There is no single perfect formula. A family gathering may need easier entry and broader topics. A college group might want sharper scenarios and more room for argument. Adults at a dinner party may love a game that starts casual but gives everyone a reason to defend their answer like closing statements.
The key is matching the game to the social temperature of the room.
Red flags to avoid
If a game brags about being educational but forgets to be entertaining, people will notice by round two. Watch out for games that rely too heavily on memorization, have long passive turns, or punish wrong answers without giving players another path forward.
Also be careful with games that confuse complexity with depth. A stack of rules does not make a game smarter. Often, the smartest party games are the ones that create big reactions with simple mechanics.
Another red flag is content that feels disconnected from real life. People care more when the knowledge feels relevant. A question about a weird technical detail may impress exactly one person. A scenario that sounds like something that could actually happen to you or someone you know gets everyone leaning in.

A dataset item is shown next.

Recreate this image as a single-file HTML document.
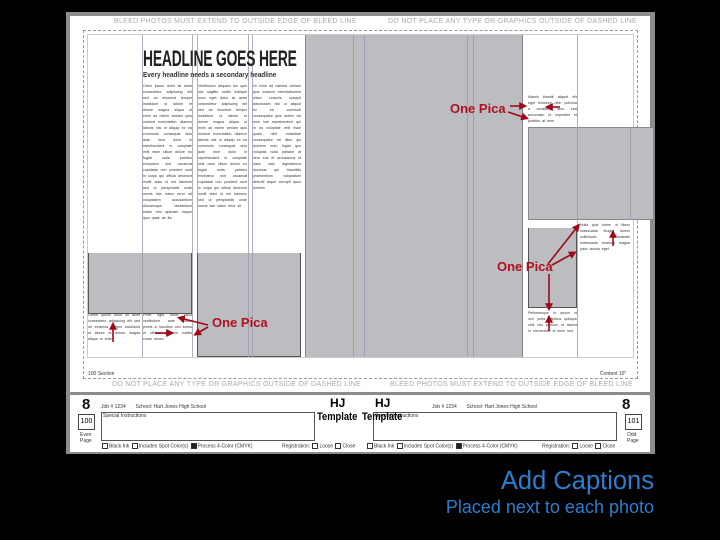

The best answer to what is a good educational party game
A good educational party game teaches by making people care about the outcome. It gives the table a reason to react, discuss, challenge, and remember. It does not ask players to sit politely and absorb information. It lets them throw themselves into the moment.
That is why the strongest games in this category feel social first and educational second, even though both parts matter. They create tension, humor, and a little friendly chaos. Then, almost by accident, players walk away knowing more than they did before.
If you are choosing one for your next game night, aim for a game with fast entry, high interaction, replay value, and knowledge that feels useful beyond the table. If it can make people laugh, argue, and learn something they might actually use later, the verdict is pretty clear.
Pick the game that makes people want one more round, not the one that makes them check the clock.